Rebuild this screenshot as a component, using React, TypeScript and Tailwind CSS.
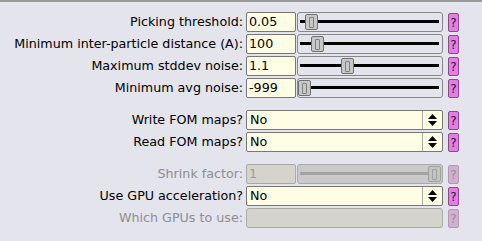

◇ ◇ ◇ ◇ ◇

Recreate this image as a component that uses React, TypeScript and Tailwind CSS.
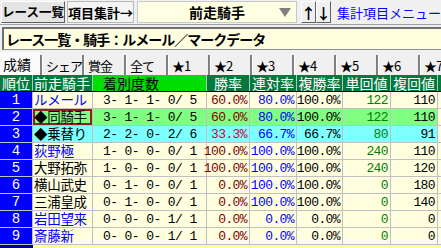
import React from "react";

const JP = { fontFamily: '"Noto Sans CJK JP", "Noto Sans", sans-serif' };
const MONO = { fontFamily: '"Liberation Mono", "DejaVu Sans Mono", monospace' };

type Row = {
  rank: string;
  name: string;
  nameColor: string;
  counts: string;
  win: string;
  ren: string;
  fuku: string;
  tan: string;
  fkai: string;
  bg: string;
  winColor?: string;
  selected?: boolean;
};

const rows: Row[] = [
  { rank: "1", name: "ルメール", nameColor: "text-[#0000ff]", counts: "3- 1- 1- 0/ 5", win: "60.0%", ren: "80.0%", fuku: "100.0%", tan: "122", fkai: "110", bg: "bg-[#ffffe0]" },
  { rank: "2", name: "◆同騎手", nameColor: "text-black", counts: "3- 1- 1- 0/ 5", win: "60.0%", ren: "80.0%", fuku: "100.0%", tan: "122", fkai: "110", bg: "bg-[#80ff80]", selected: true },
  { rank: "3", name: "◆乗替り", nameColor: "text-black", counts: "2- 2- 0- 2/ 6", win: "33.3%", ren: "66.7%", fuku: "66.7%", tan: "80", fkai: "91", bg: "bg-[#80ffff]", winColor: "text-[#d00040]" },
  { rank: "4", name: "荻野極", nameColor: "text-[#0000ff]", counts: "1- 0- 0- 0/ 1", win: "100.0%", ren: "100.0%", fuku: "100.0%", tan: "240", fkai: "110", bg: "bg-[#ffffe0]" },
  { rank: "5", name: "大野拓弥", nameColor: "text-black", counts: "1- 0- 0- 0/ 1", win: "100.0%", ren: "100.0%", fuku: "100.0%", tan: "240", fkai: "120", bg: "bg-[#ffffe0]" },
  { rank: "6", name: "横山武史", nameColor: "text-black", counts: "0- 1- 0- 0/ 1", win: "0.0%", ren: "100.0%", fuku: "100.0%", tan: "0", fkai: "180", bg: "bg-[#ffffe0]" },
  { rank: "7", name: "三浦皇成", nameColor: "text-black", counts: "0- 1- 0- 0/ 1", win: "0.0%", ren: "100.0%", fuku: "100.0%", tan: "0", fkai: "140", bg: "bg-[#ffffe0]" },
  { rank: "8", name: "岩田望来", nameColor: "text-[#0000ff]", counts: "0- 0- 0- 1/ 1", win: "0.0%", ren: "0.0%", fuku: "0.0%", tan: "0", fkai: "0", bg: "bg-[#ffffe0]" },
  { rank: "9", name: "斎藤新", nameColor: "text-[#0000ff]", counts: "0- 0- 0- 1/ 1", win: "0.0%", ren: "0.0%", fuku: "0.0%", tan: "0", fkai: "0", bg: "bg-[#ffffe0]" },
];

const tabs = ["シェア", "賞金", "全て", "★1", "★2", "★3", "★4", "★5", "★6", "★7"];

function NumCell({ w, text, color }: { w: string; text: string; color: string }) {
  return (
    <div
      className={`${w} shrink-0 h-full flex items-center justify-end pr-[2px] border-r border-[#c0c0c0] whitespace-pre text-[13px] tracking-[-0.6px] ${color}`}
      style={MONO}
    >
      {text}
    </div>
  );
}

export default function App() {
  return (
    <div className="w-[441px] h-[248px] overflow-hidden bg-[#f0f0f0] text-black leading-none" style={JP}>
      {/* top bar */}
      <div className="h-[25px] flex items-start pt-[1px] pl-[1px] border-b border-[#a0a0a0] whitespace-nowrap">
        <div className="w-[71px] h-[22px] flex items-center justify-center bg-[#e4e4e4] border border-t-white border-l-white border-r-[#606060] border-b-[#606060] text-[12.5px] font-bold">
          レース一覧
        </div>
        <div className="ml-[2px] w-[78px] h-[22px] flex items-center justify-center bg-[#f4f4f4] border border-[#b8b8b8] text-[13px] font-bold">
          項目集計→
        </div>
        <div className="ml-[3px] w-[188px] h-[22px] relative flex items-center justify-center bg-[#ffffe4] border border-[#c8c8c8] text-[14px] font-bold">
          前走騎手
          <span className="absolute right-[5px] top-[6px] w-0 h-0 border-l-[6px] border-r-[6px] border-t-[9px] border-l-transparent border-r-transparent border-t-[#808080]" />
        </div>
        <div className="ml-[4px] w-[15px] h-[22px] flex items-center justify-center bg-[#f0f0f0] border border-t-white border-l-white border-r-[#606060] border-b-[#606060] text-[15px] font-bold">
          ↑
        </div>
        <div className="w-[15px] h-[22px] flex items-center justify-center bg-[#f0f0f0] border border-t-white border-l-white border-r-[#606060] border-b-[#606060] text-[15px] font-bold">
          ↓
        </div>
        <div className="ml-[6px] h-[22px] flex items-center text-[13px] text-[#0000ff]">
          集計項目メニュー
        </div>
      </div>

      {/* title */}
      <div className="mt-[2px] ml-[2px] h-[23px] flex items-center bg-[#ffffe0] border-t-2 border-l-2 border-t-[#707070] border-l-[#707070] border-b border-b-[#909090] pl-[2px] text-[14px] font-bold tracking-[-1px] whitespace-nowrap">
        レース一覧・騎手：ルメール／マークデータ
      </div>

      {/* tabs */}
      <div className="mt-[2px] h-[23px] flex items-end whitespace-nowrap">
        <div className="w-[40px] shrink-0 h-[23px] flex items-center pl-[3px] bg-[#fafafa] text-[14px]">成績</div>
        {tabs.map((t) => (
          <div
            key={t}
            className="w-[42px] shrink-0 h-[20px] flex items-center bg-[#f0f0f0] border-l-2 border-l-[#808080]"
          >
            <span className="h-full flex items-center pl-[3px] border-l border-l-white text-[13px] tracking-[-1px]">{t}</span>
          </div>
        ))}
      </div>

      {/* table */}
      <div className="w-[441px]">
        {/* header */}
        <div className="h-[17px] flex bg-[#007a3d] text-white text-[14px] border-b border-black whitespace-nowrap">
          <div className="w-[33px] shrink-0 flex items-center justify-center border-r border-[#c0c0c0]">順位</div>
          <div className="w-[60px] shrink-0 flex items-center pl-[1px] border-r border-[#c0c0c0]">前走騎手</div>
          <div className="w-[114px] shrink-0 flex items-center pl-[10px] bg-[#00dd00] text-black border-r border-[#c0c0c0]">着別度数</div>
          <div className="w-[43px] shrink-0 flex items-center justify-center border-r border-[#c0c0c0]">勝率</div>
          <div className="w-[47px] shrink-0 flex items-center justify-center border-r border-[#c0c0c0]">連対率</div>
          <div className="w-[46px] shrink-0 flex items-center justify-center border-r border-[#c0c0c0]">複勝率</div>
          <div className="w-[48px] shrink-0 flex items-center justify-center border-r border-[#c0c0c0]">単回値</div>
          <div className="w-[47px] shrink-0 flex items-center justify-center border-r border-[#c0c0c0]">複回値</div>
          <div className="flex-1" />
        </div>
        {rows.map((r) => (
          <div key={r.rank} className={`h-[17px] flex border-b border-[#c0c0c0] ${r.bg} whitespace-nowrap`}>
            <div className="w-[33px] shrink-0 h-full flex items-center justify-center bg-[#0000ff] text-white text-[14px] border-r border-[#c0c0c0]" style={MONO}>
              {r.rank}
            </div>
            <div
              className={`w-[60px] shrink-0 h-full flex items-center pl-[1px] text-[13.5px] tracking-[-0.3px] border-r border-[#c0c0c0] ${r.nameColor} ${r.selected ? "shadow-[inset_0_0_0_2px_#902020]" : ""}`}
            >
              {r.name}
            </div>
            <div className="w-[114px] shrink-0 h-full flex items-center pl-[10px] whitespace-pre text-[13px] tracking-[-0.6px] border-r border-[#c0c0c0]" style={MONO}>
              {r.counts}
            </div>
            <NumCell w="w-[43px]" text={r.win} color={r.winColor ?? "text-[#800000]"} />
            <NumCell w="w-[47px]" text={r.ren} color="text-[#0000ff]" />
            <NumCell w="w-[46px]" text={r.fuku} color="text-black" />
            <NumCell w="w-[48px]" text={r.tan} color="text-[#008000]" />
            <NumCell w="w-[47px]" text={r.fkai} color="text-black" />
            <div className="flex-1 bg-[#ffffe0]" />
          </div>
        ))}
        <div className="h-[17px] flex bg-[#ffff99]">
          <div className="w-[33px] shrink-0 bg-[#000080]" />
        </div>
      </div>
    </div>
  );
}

◇ ◇ ◇ ◇ ◇

» **Task requirements**: Whenever "component" turns up in a line, pick that line out.

» **Completed exercise**:
Rebuild this screenshot as a component, using React, TypeScript and Tailwind CSS.
Recreate this image as a component that uses React, TypeScript and Tailwind CSS.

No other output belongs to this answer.